Menjaga stabilitas harga migor tersebut cukup dengan menjaga kebutuhan masyarakat menengah ke bawah (minyak sawit gotong royong). Tidak perlu ikutan dijaga migor yang kelas ekonomi ke atas (kemasan mahal). Masak semua kelas migor disamaratakan, ya babak belurlah Kemendag dan TBS petani sawit jadi sasaran.
Sama seperti bensin premium, pertalite dan pertamax, semua itu ada konsumennya. "Kan tidak mungkin Mercy pakai Premium atau Pertalite? Harga Pertamax lebih mahal tidak ada yang protes," katanya.
Tidak perlu sampai 20% DMO, kebutuhan masyarakat ekonomi menengah (Migor Gotong Royong) cukup di kisaran 7-10%, sehingga bebannya tidak terlampau berat.
APKASINDO juga mengamati sepertinya Kementerian Pertanian tidak dilibatkan dalam rancangan dan risiko regulasi DMO dan DPO ini. Indikasi ini jelas dari keterangan yang kami tanyakan kebeberapa kadisbun provinsi, bahwa mereka juga kebingungan saat akan rapat penetapan harga TBS hari Senin (31/1/2022) karena belum ada arahan dari Kementan.

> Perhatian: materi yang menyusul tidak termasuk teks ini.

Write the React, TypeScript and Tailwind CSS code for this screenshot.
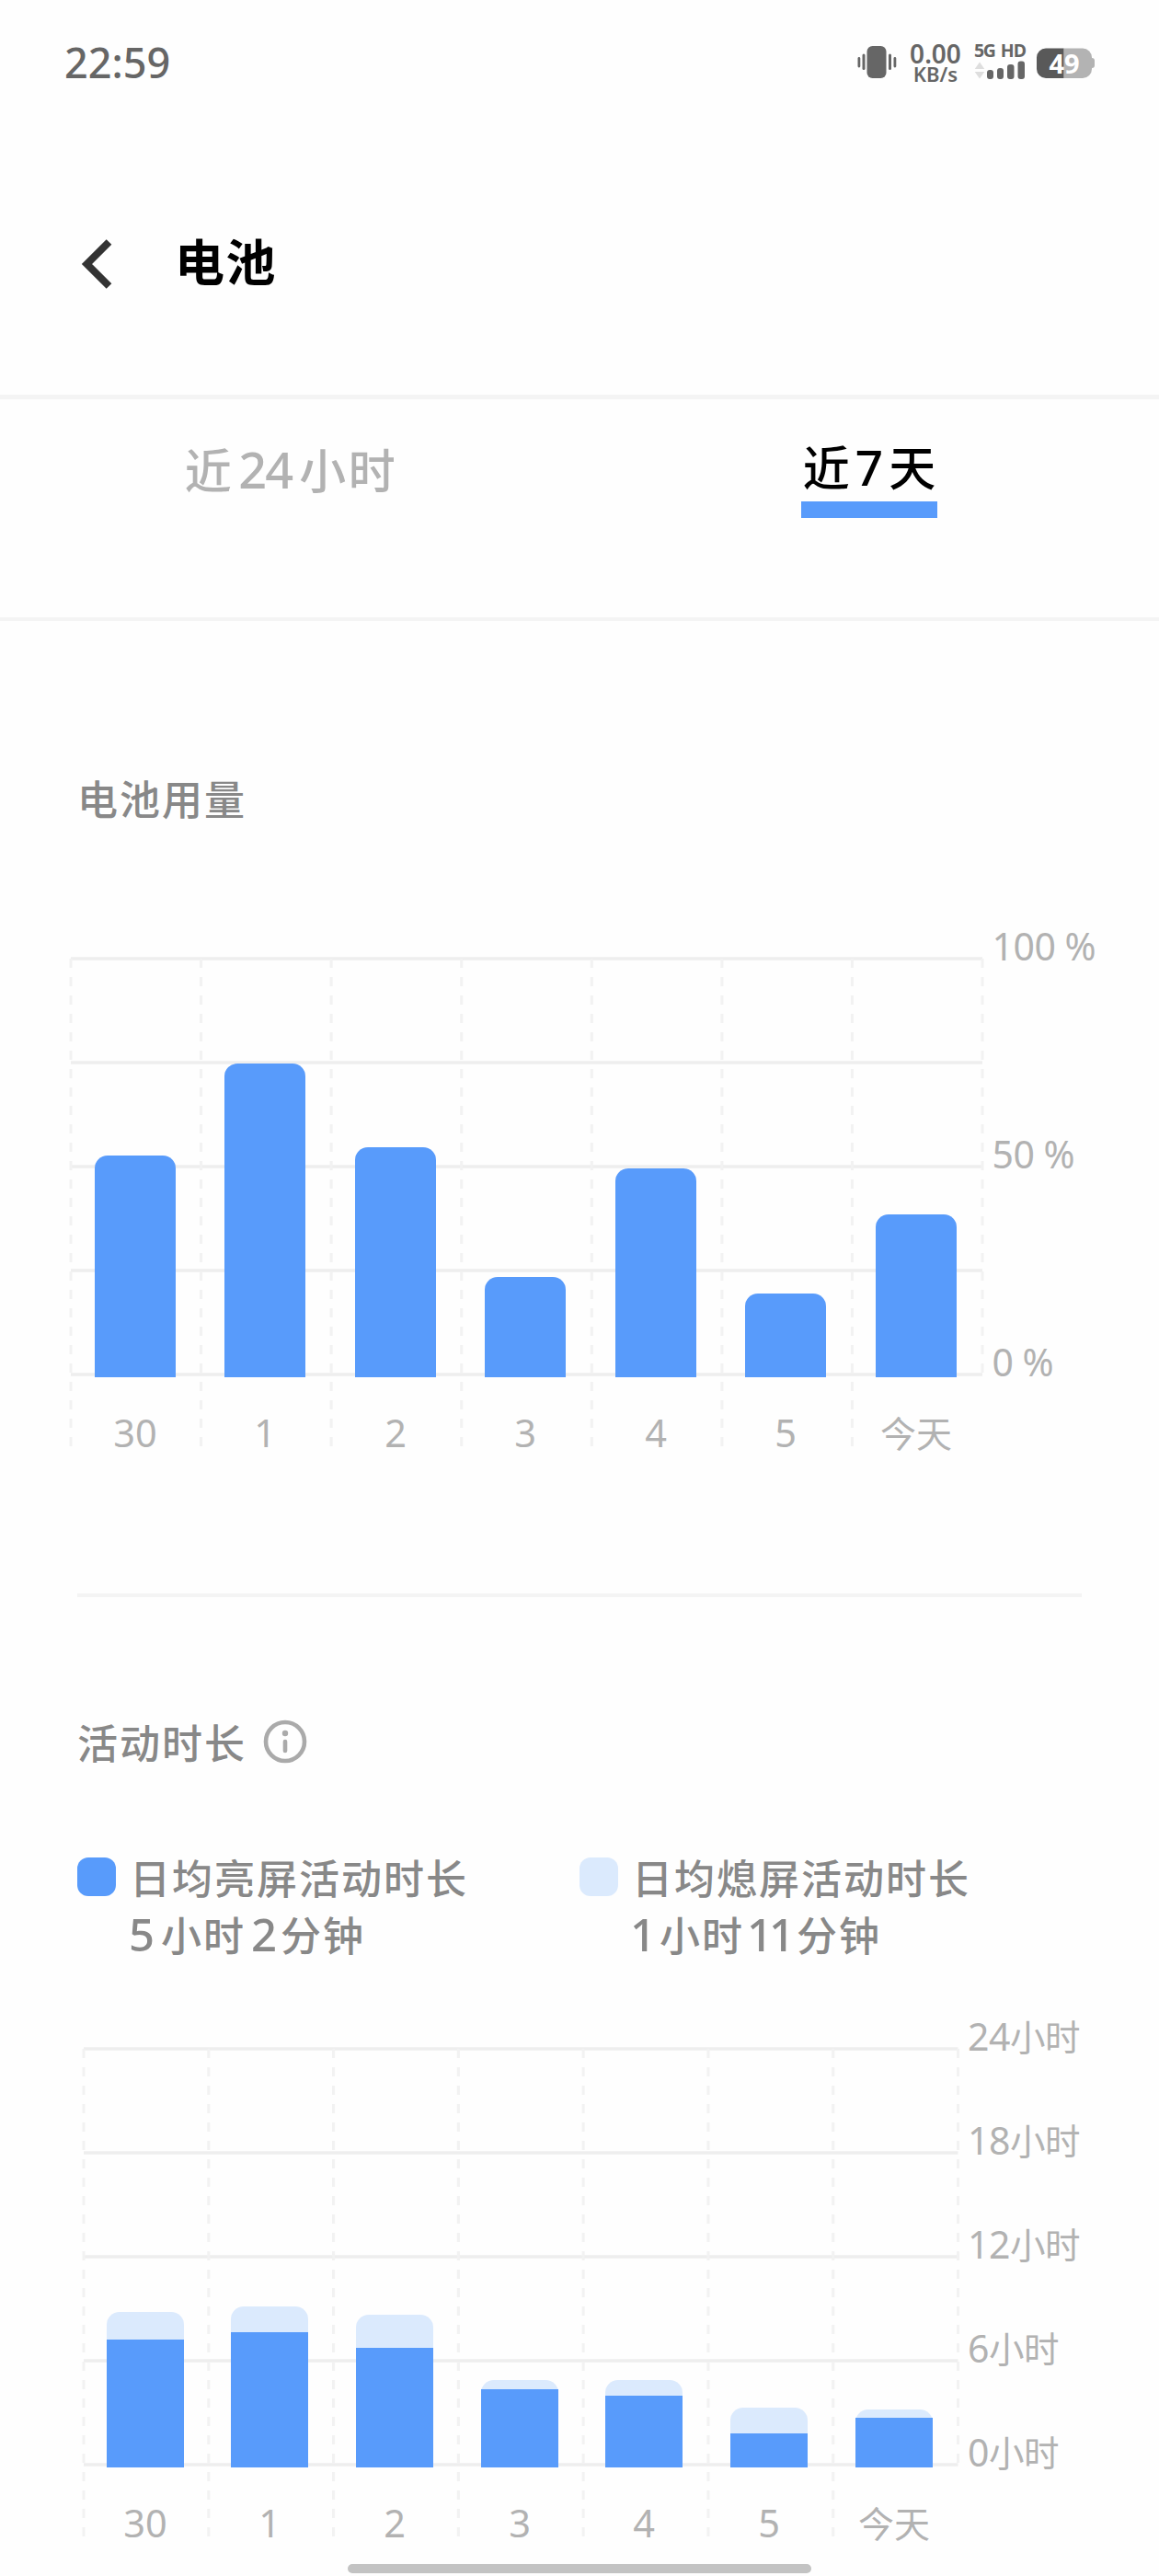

Memang aneh, yang menentukan atau rapat harga TBS Petani itu di bawah Kementan, tapi tidak dilibatkan secara langsung oleh Kemendag saat mengotak-atik "rohnya" pasar CPO. "Nah sudah tiba kisruh harga TBS Petani saat Ini, malah Kementan terikut jadi sasaran kemarahan Petani sawit seluruh Indonesia," katanya.
Kisruh ini sudah semakin menyadarkan APKASINDO untuk segera memasuki lini industri CPO dan minyak goreng. Sangat rentan posisi kami sebagai petani jika hanya berada di sektor hulu. Pemerintah harus membantu kami menuju ke hilir, atau hal seperti ini akan menjadi langganan.